Lightweight LAE for Anomaly Detection With Sound-Based Architecture in Smart Poultry Farm

In poultry farms, the internal environment and movement of birds directly impacts health of birds. Timely analysis of internal environment data is important as it may lead to an unhealthy environment for birds. Traditionally, data analysis techniques were performed on the data collected from the Internet of Things (IoT) devices in the cloud. However, cloudbased solutions are constrained by the lower data bandwidth available in the poultry farms situated in rural areas. Also, IoT devices have limited computational capabilities. The increase in processing capabilities of the IoT device facilitates the data analysis on the device itself termed as edge computing. Hence, an edge-IoT-based model has been proposed to monitor and detect anomalies of the internal environment of the farm.
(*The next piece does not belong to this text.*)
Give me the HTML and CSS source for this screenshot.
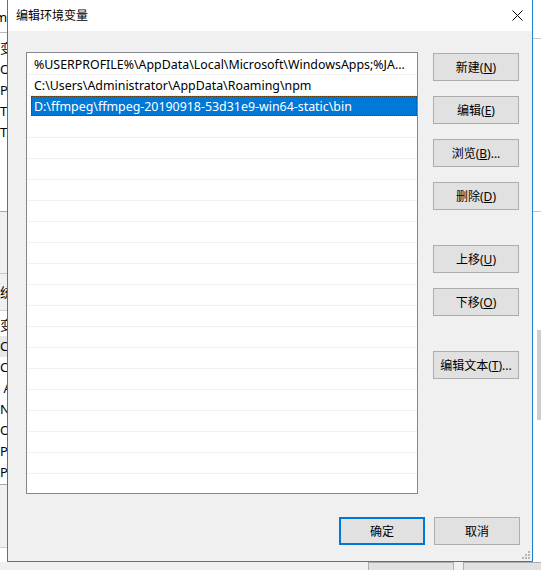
FILE: index.html
```html
<!DOCTYPE html>
<html lang="zh-CN">
<head>
    <meta charset="UTF-8">
    <title>编辑环境变量</title>
    <link rel="stylesheet" href="styles.css">
</head>
<body>
    <div class="desktop">
        <!-- ventana de fondo (Variables de entorno) -->
        <div class="backwin">
            <div class="bw-left">
                <div class="bw-head">m</div>
                <div class="bw-rows first">
                    <div class="bw-row">变</div>
                    <div class="bw-row">O</div>
                    <div class="bw-row">Pa</div>
                    <div class="bw-row">TE</div>
                    <div class="bw-row">TM</div>
                </div>
                <div class="bw-gap"></div>
                <div class="bw-band"></div>
                <div class="bw-title">统</div>
                <div class="bw-rows second">
                    <div class="bw-row">变</div>
                    <div class="bw-row hover">CL</div>
                    <div class="bw-row">Co</div>
                    <div class="bw-row">&nbsp;A</div>
                    <div class="bw-row">N</div>
                    <div class="bw-row">O</div>
                    <div class="bw-row">Pa</div>
                    <div class="bw-row">PA</div>
                </div>
                <div class="bw-foot"></div>
            </div>
            <div class="bw-right">
                <div class="bw-rtop"></div>
                <div class="bw-rlist"></div>
                <div class="bw-rscroll"></div>
                <div class="bw-rbottom"></div>
            </div>
            <div class="bw-buttons">
                <span class="bw-btn"></span>
                <span class="bw-btn"></span>
            </div>
        </div>

        <div class="dialog">
            <div class="titlebar">
                <span class="title">编辑环境变量</span>
                <span class="close">
                    <svg width="11" height="11" viewBox="0 0 11 11">
                        <path d="M0.5 0.5 L10.5 10.5 M10.5 0.5 L0.5 10.5" stroke="#000" stroke-width="1" fill="none"/>
                    </svg>
                </span>
            </div>
            <div class="content">
                <div class="main">
                    <div class="listbox">
                        <div class="item">%USERPROFILE%\AppData\Local\Microsoft\WindowsApps;%JA...</div>
                        <div class="item">C:\Users\Administrator\AppData\Roaming\npm</div>
                        <div class="item selected"><span>D:\ffmpeg\ffmpeg-20190918-53d31e9-win64-static\bin</span></div>
                        <div class="item"></div>
                        <div class="item"></div>
                        <div class="item"></div>
                        <div class="item"></div>
                        <div class="item"></div>
                        <div class="item"></div>
                        <div class="item"></div>
                        <div class="item"></div>
                        <div class="item"></div>
                        <div class="item"></div>
                        <div class="item"></div>
                        <div class="item"></div>
                        <div class="item"></div>
                        <div class="item"></div>
                        <div class="item"></div>
                        <div class="item"></div>
                        <div class="item"></div>
                        <div class="item"></div>
                    </div>
                    <div class="side">
                        <button class="btn">新建(<u>N</u>)</button>
                        <button class="btn">编辑(<u>E</u>)</button>
                        <button class="btn">浏览(<u>B</u>)...</button>
                        <button class="btn">删除(<u>D</u>)</button>
                        <button class="btn group">上移(<u>U</u>)</button>
                        <button class="btn">下移(<u>O</u>)</button>
                        <button class="btn group">编辑文本(<u>T</u>)...</button>
                    </div>
                </div>
                <div class="footer">
                    <button class="btn default">确定</button>
                    <button class="btn">取消</button>
                </div>
                <svg class="grip" width="9" height="9" viewBox="0 0 9 9">
                    <rect x="7" y="1" width="2" height="2" fill="#b8b8b8"/>
                    <rect x="4" y="4" width="2" height="2" fill="#b8b8b8"/>
                    <rect x="7" y="4" width="2" height="2" fill="#b8b8b8"/>
                    <rect x="1" y="7" width="2" height="2" fill="#b8b8b8"/>
                    <rect x="4" y="7" width="2" height="2" fill="#b8b8b8"/>
                    <rect x="7" y="7" width="2" height="2" fill="#b8b8b8"/>
                </svg>
            </div>
        </div>
    </div>
</body>
</html>
```

FILE: styles.css
```css
body {
    margin: 0;
    padding: 0;
    font-family: "Noto Sans", "Noto Sans CJK SC", sans-serif;
    font-size: 12px;
    color: #000;
}

.desktop {
    position: relative;
    width: 541px;
    height: 570px;
    overflow: hidden;
    background-color: #fff;
}

/* ventana de fondo */
.backwin {
    display: flex;
    flex-wrap: wrap;
    justify-content: space-between;
    height: 570px;
}

.bw-left {
    width: 7px;
    height: 562px;
    overflow: hidden;
    white-space: nowrap;
    font-size: 13px;
}

.bw-head {
    height: 32px;
    line-height: 34px;
    border-bottom: 1px solid #b9b9b9;
    margin-left: -5px;
}

.bw-rows.first {
    padding-top: 5px;
    height: 173px;
}

.bw-row {
    height: 21px;
    line-height: 21px;
}

.bw-row.hover {
    background-color: #e8e8e8;
}

.bw-gap {
    border-bottom: 1px solid #a8a8a8;
}

.bw-band {
    height: 61px;
    background-color: #f0f0f0;
    border-bottom: 1px solid #c8c8c8;
}

.bw-title {
    height: 36px;
    line-height: 36px;
    background-color: #f0f0f0;
    border-bottom: 1px solid #d0d0d0;
}

.bw-rows.second {
    padding-top: 4px;
    height: 169px;
    border-bottom: 1px solid #a8a8a8;
}

.bw-foot {
    height: 62px;
    background-color: #f0f0f0;
    border-bottom: 1px solid #d0d0d0;
}

.bw-right {
    width: 8px;
    height: 562px;
}

.bw-rtop {
    height: 38px;
    border-bottom: 1px solid #c8c8c8;
}

.bw-rlist {
    height: 172px;
    border-bottom: 1px solid #c8c8c8;
}

.bw-rscroll {
    height: 90px;
    margin-top: 118px;
    margin-left: 4px;
    background-color: #cdcdcd;
}

.bw-rbottom {
    height: 100px;
}

.bw-buttons {
    width: 100%;
    height: 8px;
    display: flex;
    gap: 9px;
    padding-left: 368px;
    background-color: #f0f0f0;
}

.bw-btn {
    width: 84px;
    height: 20px;
    background-color: #e1e1e1;
    border: 1px solid #adadad;
}

/* dialogo */
.dialog {
    position: absolute;
    left: 7px;
    top: -1px;
    width: 524px;
    height: 561px;
    border: 1px solid #1883d7;
    background-color: #f0f0f0;
    display: flex;
    flex-direction: column;
}

.titlebar {
    height: 31px;
    background-color: #fff;
    display: flex;
    align-items: center;
    justify-content: space-between;
}

.title {
    padding-left: 8px;
    padding-bottom: 1px;
}

.close {
    width: 30px;
    height: 31px;
    display: flex;
    align-items: center;
    justify-content: center;
}

.content {
    position: relative;
    flex: 1;
    padding: 21px 12px 0 18px;
}

.main {
    display: flex;
    gap: 15px;
}

.listbox {
    width: 390px;
    height: 439px;
    padding-top: 1px;
    border: 1px solid #828790;
    background-color: #fff;
    overflow: hidden;
}

.item {
    height: 20px;
    line-height: 22px;
    border-bottom: 1px solid #f0f0f0;
    padding-left: 7px;
    white-space: nowrap;
    overflow: hidden;
    font-size: 12.4px;
}

.item.selected {
    padding-left: 4px;
    border-bottom-color: #fff;
}

.item.selected span {
    display: block;
    height: 18px;
    line-height: 20px;
    padding-left: 2px;
    background-color: #0078d7;
    color: #fff;
    border: 1px dotted #5a3c10;
}

.side {
    display: flex;
    flex-direction: column;
    gap: 15px;
    padding-top: 1px;
}

.btn {
    width: 86px;
    height: 28px;
    padding: 0;
    background-color: #e1e1e1;
    border: 1px solid #adadad;
    font-family: "Noto Sans", "Noto Sans CJK SC", sans-serif;
    font-size: 12px;
    color: #000;
}

.btn.group {
    margin-top: 20px;
}

.footer {
    display: flex;
    justify-content: flex-end;
    gap: 9px;
    margin-top: 23px;
}

.btn.default {
    border: 2px solid #0078d7;
}

.grip {
    position: absolute;
    right: 2px;
    bottom: 2px;
}
```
Raspberry Pi 4 is used as an edge device in place of the high-cost edge graphics processing units (GPUs). A light-weight deep learning (DL) algorithm, long short-term memory-based autoencoder has been used for inferences on the multivariate data set acquired from various installed sensors. The proposed model has outperformed several existing methods by achieving an F1 score and Recall of 0.9627 and 0.959, respectively, at edge platforms. The performance of light-weight DL model on edge devices is same as that of original model with inference time of 2-ms per event. This leads to inclusion of Raspberry Pi 4 at edge nodes which can be a new opportunity for low-cost solutions. Furthermore, a novel sound-based architecture is proposed to increase the movement of birds inside the farm that directly improves the health of birds.